Though our OZ Funds generally mirror “standard” real estate investment funds, a number of special considerations are required in order to safely maximize OZ incentives:
Not all projects are well suited for OZ investing. Real estate investments make up the vast majority of OZ dollars, but even within that realm, the projects must lend themselves to a 10 year hold. Opportunity Zones favor patient capital that doesn’t require strict market timing, which also means OZ investments should be well positioned to weather a downturn.
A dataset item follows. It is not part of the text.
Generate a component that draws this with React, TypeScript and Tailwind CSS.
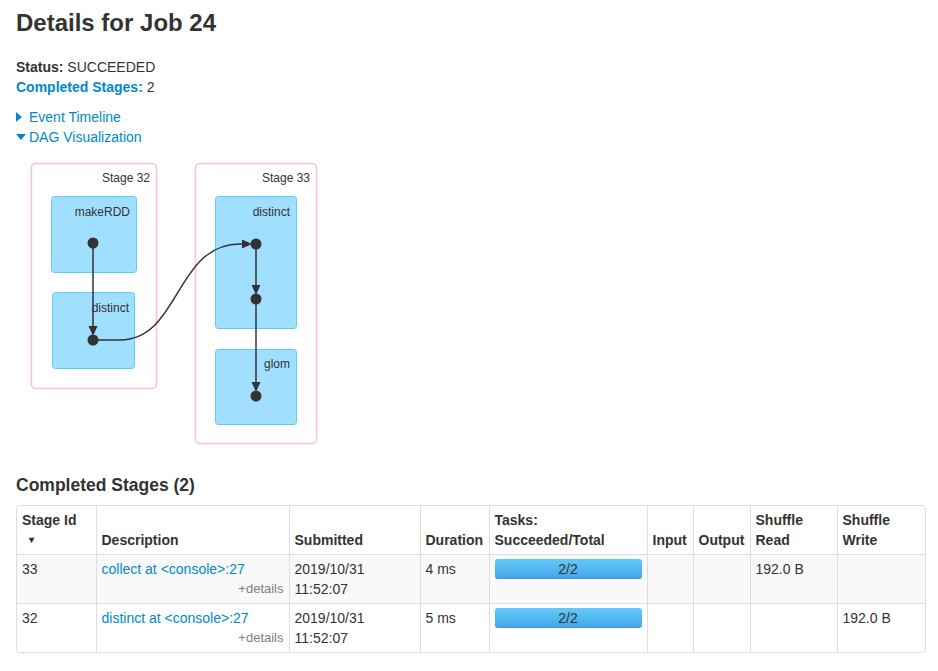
// Spark UI - job details page
const LINK = "text-[#0088cc]";

type Stage = {
  id: string;
  desc: string;
  submitted: [string, string];
  duration: string;
  tasks: string;
  shuffleRead: string;
  shuffleWrite: string;
};

const stages: Stage[] = [
  { id: "33", desc: "collect at <console>:27", submitted: ["2019/10/31", "11:52:07"], duration: "4 ms", tasks: "2/2", shuffleRead: "192.0 B", shuffleWrite: "" },
  { id: "32", desc: "distinct at <console>:27", submitted: ["2019/10/31", "11:52:07"], duration: "5 ms", tasks: "2/2", shuffleRead: "", shuffleWrite: "192.0 B" },
];

function DagViz() {
  const cluster = "fill-white stroke-[#ffbfcb]";
  const node = "fill-[#a0dfff] stroke-[#5ccbff]";
  return (
    <svg width="320" height="292" className="block" style={{ fontFamily: "'Liberation Sans', Arial, sans-serif" }}>
      {/* stage clusters */}
      <rect x="15.5" y="8.5" width="125" height="225" rx="4" className={cluster} strokeWidth="1.5" />
      <rect x="179.5" y="8.5" width="121" height="280" rx="4" className={cluster} strokeWidth="1.5" />
      <text x="134" y="27" textAnchor="end" fontSize="12" fill="#333">Stage 32</text>
      <text x="294" y="27" textAnchor="end" fontSize="12" fill="#333">Stage 33</text>

      {/* rdd nodes */}
      <rect x="35.5" y="41.5" width="85" height="76" rx="3" className={node} />
      <rect x="36.5" y="137.5" width="82" height="76" rx="3" className={node} />
      <rect x="199.5" y="41.5" width="81" height="132" rx="3" className={node} />
      <rect x="199.5" y="194.5" width="81" height="75" rx="3" className={node} />
      <text x="114" y="61" textAnchor="end" fontSize="12" fill="#333">makeRDD</text>
      <text x="113" y="157" textAnchor="end" fontSize="12" fill="#333">distinct</text>
      <text x="274" y="61" textAnchor="end" fontSize="12" fill="#333">distinct</text>
      <text x="274" y="213" textAnchor="end" fontSize="12" fill="#333">glom</text>

      {/* edges */}
      <g stroke="#333" strokeWidth="1.5" fill="none">
        <path d="M77 88 L77 172" />
        <path d="M77 185 L104 185 C164 185 159 89 224 89 L228 89" />
        <path d="M240 89 L240 131" />
        <path d="M240 144 L240 228" />
      </g>
      <g fill="#333">
        <polygon points="72.5,171 81.5,171 77,181" />
        <polygon points="226,84.5 226,93.5 236,89" />
        <polygon points="235.5,130 244.5,130 240,140" />
        <polygon points="235.5,227 244.5,227 240,237" />
        <circle cx="77" cy="88" r="5.5" />
        <circle cx="77" cy="185" r="5.5" />
        <circle cx="240" cy="89" r="5.5" />
        <circle cx="240" cy="144" r="5.5" />
        <circle cx="240" cy="241" r="5.5" />
      </g>
    </svg>
  );
}

function StagesTable() {
  const th = "border-l border-[#ddd] first:border-l-0 px-[5px] pt-[4px] pb-[4px] text-left align-bottom font-bold";
  const td = "border-l border-t border-[#ddd] first:border-l-0 px-[5px] py-[4px] align-top";
  return (
    <div className="w-[910px] border border-[#ddd] rounded overflow-hidden">
      <table className="w-full table-fixed border-collapse">
        <colgroup>
          <col className="w-[79px]" />
          <col className="w-[193px]" />
          <col className="w-[131px]" />
          <col className="w-[69px]" />
          <col className="w-[158px]" />
          <col className="w-[46px]" />
          <col className="w-[57px]" />
          <col className="w-[87px]" />
          <col />
        </colgroup>
        <thead>
          <tr>
            <th className={th}>
              Stage Id
              <span className="block pl-[7px] text-[10px]">▾</span>
            </th>
            <th className={th}>Description</th>
            <th className={th}>Submitted</th>
            <th className={th}>Duration</th>
            <th className={th}>Tasks: Succeeded/Total</th>
            <th className={th}>Input</th>
            <th className={th}>Output</th>
            <th className={th}>Shuffle Read</th>
            <th className={th}>Shuffle Write</th>
          </tr>
        </thead>
        <tbody>
          {stages.map((s, i) => (
            <tr key={s.id} className={i % 2 === 0 ? "bg-[#f9f9f9]" : "bg-white"}>
              <td className={td}>{s.id}</td>
              <td className={td}>
                <div className={LINK}>{s.desc}</div>
                <div className="text-right text-[13px] text-[#808080]">+details</div>
              </td>
              <td className={td}>
                {s.submitted[0]}
                <br />
                {s.submitted[1]}
              </td>
              <td className={td}>{s.duration}</td>
              <td className={td}>
                <div className="h-5 rounded-[3px] bg-gradient-to-b from-[#64c9fb] to-[#44a8e6] border-b border-[#3d9ad6] text-center text-[14px] leading-5">
                  {s.tasks}
                </div>
              </td>
              <td className={td}></td>
              <td className={td}></td>
              <td className={td}>{s.shuffleRead}</td>
              <td className={td}>{s.shuffleWrite}</td>
            </tr>
          ))}
        </tbody>
      </table>
    </div>
  );
}

export default function App() {
  return (
    <div className="min-h-screen bg-white px-4 text-[14px] leading-5 text-[#333]" style={{ fontFamily: "'Liberation Sans', Arial, sans-serif" }}>
      <h3 className="pt-[10px] text-[24px] leading-[26px] font-bold">Details for Job 24</h3>

      {/* Job summary */}
      <ul className="mt-[21px]">
        <li>
          <strong>Status:</strong> SUCCEEDED
        </li>
        <li>
          <strong className={LINK}>Completed Stages:</strong> 2
        </li>
      </ul>

      {/* Collapsible sections */}
      <div className={`mt-[10px] ${LINK}`}>
        <div className="flex items-center">
          <svg width="6" height="10" className="mr-[7px]">
            <polygon points="0,0 6,5 0,10" fill="#0088cc" />
          </svg>
          Event Timeline
        </div>
        <div className="flex items-center">
          <svg width="10" height="6" className="mr-[3px]">
            <polygon points="0,0 10,0 5,6" fill="#0088cc" />
          </svg>
          DAG Visualization
        </div>
      </div>

      <div className="mt-2">
        <DagViz />
      </div>

      <h4 className="mt-[27px] mb-[9px] text-[17.5px] leading-[22px] font-bold">Completed Stages (2)</h4>
      <StagesTable />
    </div>
  );
}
Timing the realization of capital gains can be challenging. So, OZ funds will typically raise all of the required equity up front. This means there are no capital calls during the 10 year holding period. Because Four Points Funding is opening a series of funds throughout the life of the OZ program, investors can place additional investments into new funds as gains are realized. Investors will not be subject to planned capital calls, however.
Given the desire to avoid capital calls and to limit the hold period as much as possible, Four Points Funding decided to create a series of funds with investment windows throughout the life of the OZ program. This means there is always an investment available when cap gains are realized and that investments aren’t tied up for any longer than necessary.
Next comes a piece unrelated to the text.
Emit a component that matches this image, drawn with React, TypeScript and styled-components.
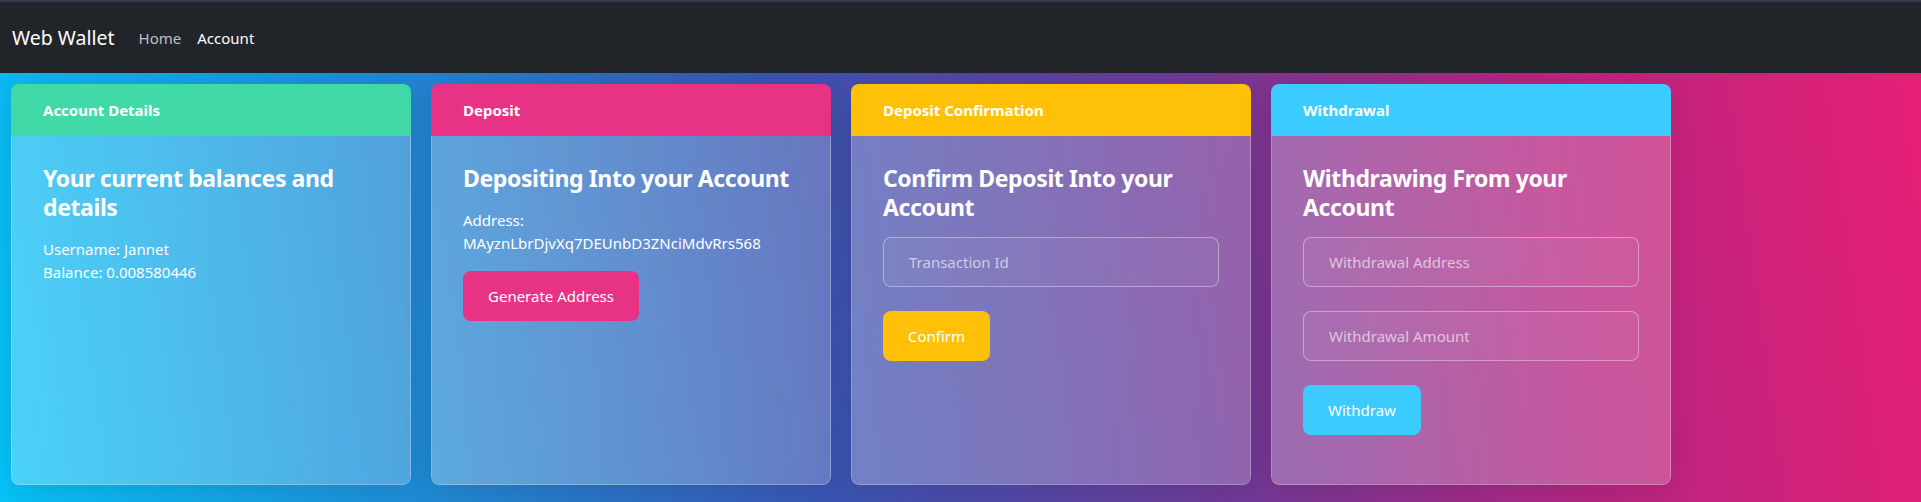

Income passed through to investors is a critical ingredient for providing a strong IRR from real estate investments held for long periods. Four Points Funding targets investments capable of producing 7-9% cash on cash to pass through to investors upon project stabilization.
Opportunity Zones offer the ability to avoid depreciation recapture. In order to realize this benefit, funds must assume non-recourse loans. In doing so, however, income received during the hold period can be significantly protected. In fact, in our recent post on evaluating OZ benefits, we break down a simple example of multi-family housing that indicates how depreciation passed through to the investor very closely matches expected income.
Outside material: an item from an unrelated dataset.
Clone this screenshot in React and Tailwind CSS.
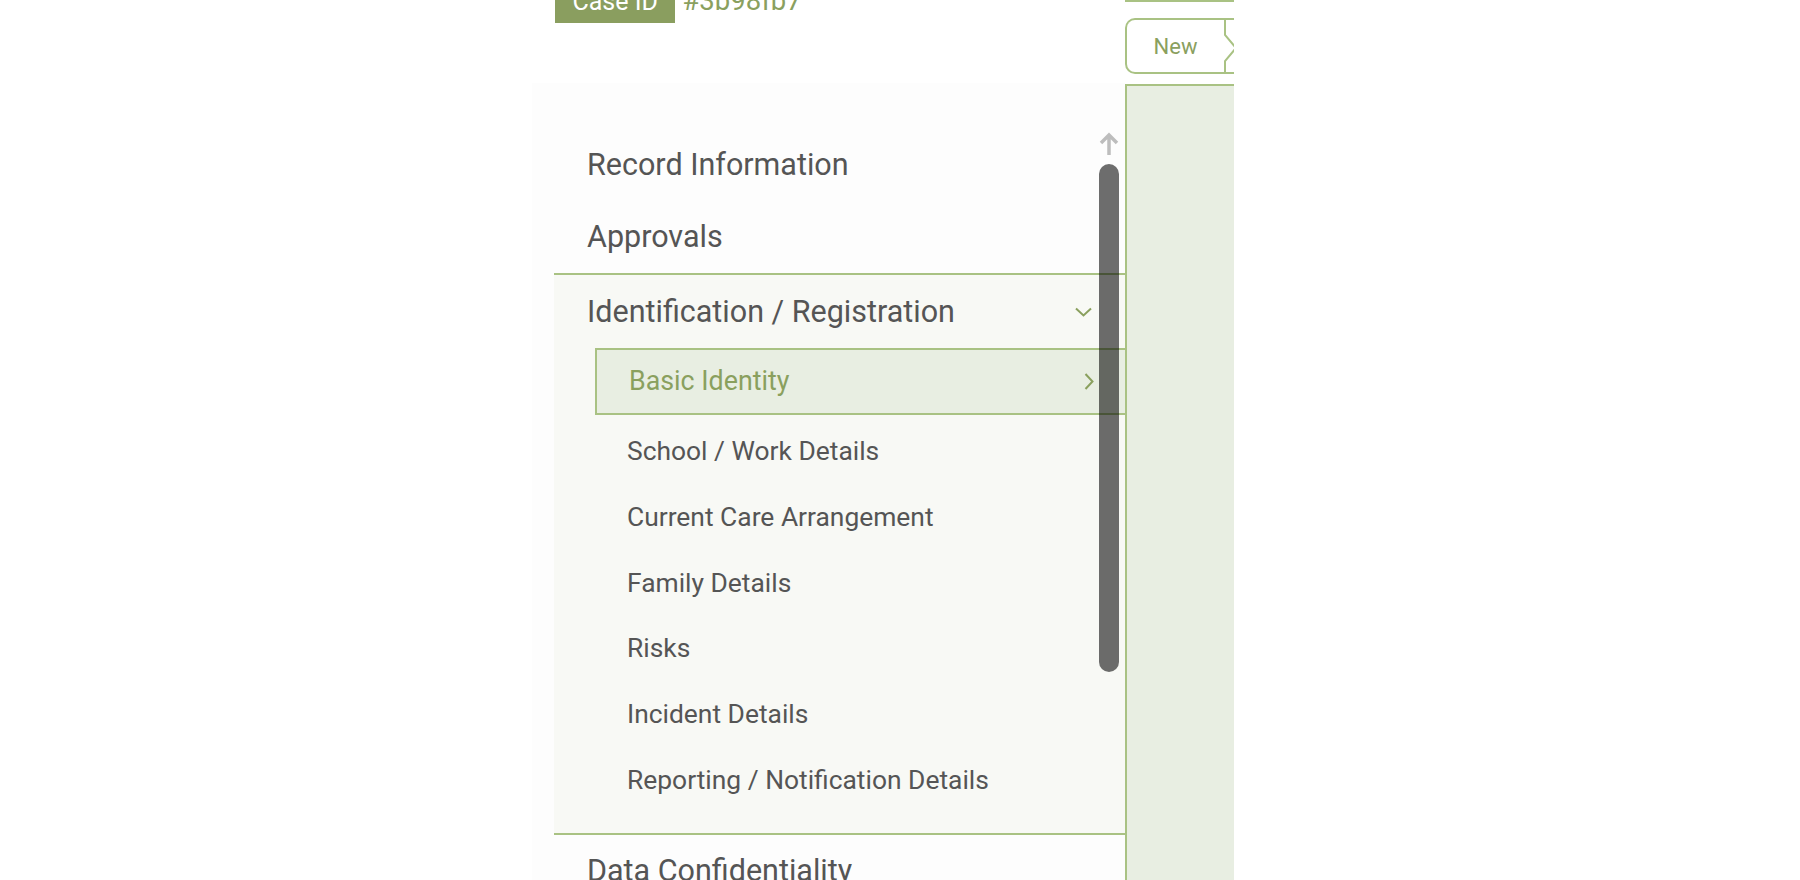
import React from "react";

const SUB_ITEMS = [
  "School / Work Details",
  "Current Care Arrangement",
  "Family Details",
  "Risks",
  "Incident Details",
  "Reporting / Notification Details",
];

function ChevronDown() {
  return (
    <svg width="17" height="10" viewBox="0 0 17 10" fill="none">
      <path d="M1 1.5 8.5 8.5 16 1.5" stroke="#8aa05e" strokeWidth="2" />
    </svg>
  );
}

function ChevronRight() {
  return (
    <svg width="10" height="17" viewBox="0 0 10 17" fill="none">
      <path d="M1.5 1 8.5 8.5 1.5 16" stroke="#8aa05e" strokeWidth="2" />
    </svg>
  );
}

export default function App() {
  return (
    <div
      className="h-[880px] w-full overflow-hidden bg-white"
      style={{ fontFamily: "Roboto, 'Noto Sans', sans-serif" }}
    >
      <div className="flex pl-[532px]">
        {/* left column: case header + form navigation */}
        <div className="w-[593px]">
          <div className="flex h-[83px] flex-col pl-[23px]">
            <div className="-mt-[14.5px] flex items-baseline gap-[7px]">
              <span className="bg-[#8a9e5f] px-[17.5px] pb-[6.5px] text-[25px] leading-[30px] text-white">
                Case ID
              </span>
              <span className="text-[27.5px] leading-[30px] text-[#8aa05e]">#3b98fb7</span>
            </div>
          </div>

          <div className="relative bg-[#fdfdfd] pl-[22px] pt-[46px]">
            <nav className="text-[#555555]">
              <div className="flex h-[72px] items-center pl-[33px] text-[30.5px]">Record Information</div>
              <div className="flex h-[72px] items-center pl-[33px] text-[30.5px]">Approvals</div>

              <div className="border-y-2 border-[#a9c283] bg-[#f8f9f5] pb-[19px]">
                <div className="flex h-[73px] items-center justify-between pl-[33px] pr-[33px] text-[30.5px]">
                  <span>Identification / Registration</span>
                  <ChevronDown />
                </div>
                <div className="ml-[41px] flex h-[67px] items-center justify-between border-2 border-r-0 border-[#a9c283] bg-[#e8eee2] pl-[32px] pr-[31px] text-[26.8px] text-[#8aa05e]">
                  <span>Basic Identity</span>
                  <ChevronRight />
                </div>
                <div className="mt-[4px]">
                  {SUB_ITEMS.map((item) => (
                    <div key={item} className="flex h-[65.8px] items-center pl-[73px] text-[26.4px]">
                      {item}
                    </div>
                  ))}
                </div>
              </div>

              <div className="flex h-[72px] items-center pl-[33px] text-[30.5px]">Data Confidentiality</div>
              <div className="flex h-[72px] items-center pl-[33px] text-[30.5px]">Family Details</div>
            </nav>

            {/* scroll indicator */}
            <svg
              className="absolute left-[567px] top-[49px]"
              width="20"
              height="24"
              viewBox="0 0 20 24"
              fill="none"
            >
              <path d="M10 23V3M2 11l8-8 8 8" stroke="#bdbdbd" strokeWidth="3.5" />
            </svg>
            <div className="absolute left-[567px] top-[81px] h-[508px] w-[20px] rounded-full bg-black/[0.57]" />
          </div>
        </div>

        {/* right column: workflow step + content */}
        <div className="w-[109px] overflow-hidden">
          <div className="border-t-2 border-[#a9c283]" />
          <div className="relative mt-[16px] flex h-[56px] items-center">
            <div className="flex h-full w-[99px] items-center justify-center rounded-l-[10px] border-2 border-r-0 border-[#a9c283] text-[22px] text-[#8aa05e]">
              New
            </div>
            <svg className="h-full w-[10px]" viewBox="0 0 10 56" fill="none">
              <path d="M0 1H10M0 55H10" stroke="#a9c283" strokeWidth="2" />
              <path d="M1 0V17L12 30L1 43V56" stroke="#a9c283" strokeWidth="2" />
            </svg>
          </div>
          <div className="mt-[10px] h-[800px] border-l-2 border-t-2 border-[#a9c283] bg-[#e8eee2]" />
        </div>
      </div>
    </div>
  );
}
At the end of the 10 year hold period, appreciated real estate assets within the fund are sold. This is where fund investors can receive tax free capital gains. Selecting investments which have a clear market of buyers is essential. Additionally, Four Points Funding is focusing on investment themes that can bring synergies between investments to boost returns.
Typical fees for shorter term real estate funds would be prohibitively high if collected for a 10+ year hold. Though a few OZ Funds have launched with high fees throughout the life of the fund, Four Points Funding has opted to reduce fees after the expected stabilization period to maintain a low effective rate. This provides adequate income to ensure proper management of stabilized assets without overburdening the investor.
In order to weather any downturn that may come over the life of an OZ investment, stress testing worst case scenarios is a must. Most investors know assuming higher debt ratios can improve returns, but this also increases risk. Four Points Funding seeks the middle ground, with relatively low debt ratios, to ensure debt coverage during any potential downturn.
By offering a series of funds we avoid keeping investor’s funds tied up for any substantial period longer than the required minimum 10 year hold. Each of our funds uses debt conservatively and is structured to provide investor returns via income and ultimately sale of assets. Tax liability for income earned during the holding period can be offset by depreciation which does not need to be recaptured, resulting in higher net returns.
With cash flow income and the appreciation of assets we’re projecting a 2.5X Multiple of Invested Capital over the lifetime of our funds and an IRR of 12%.*
*The above projected returns are for illustration purposes only. Future projections are based on pro-formas and are not a guarantee of future results. This presentation is not an offer to sell securities of any investment fund or a solicitation of offers to buy any such securities.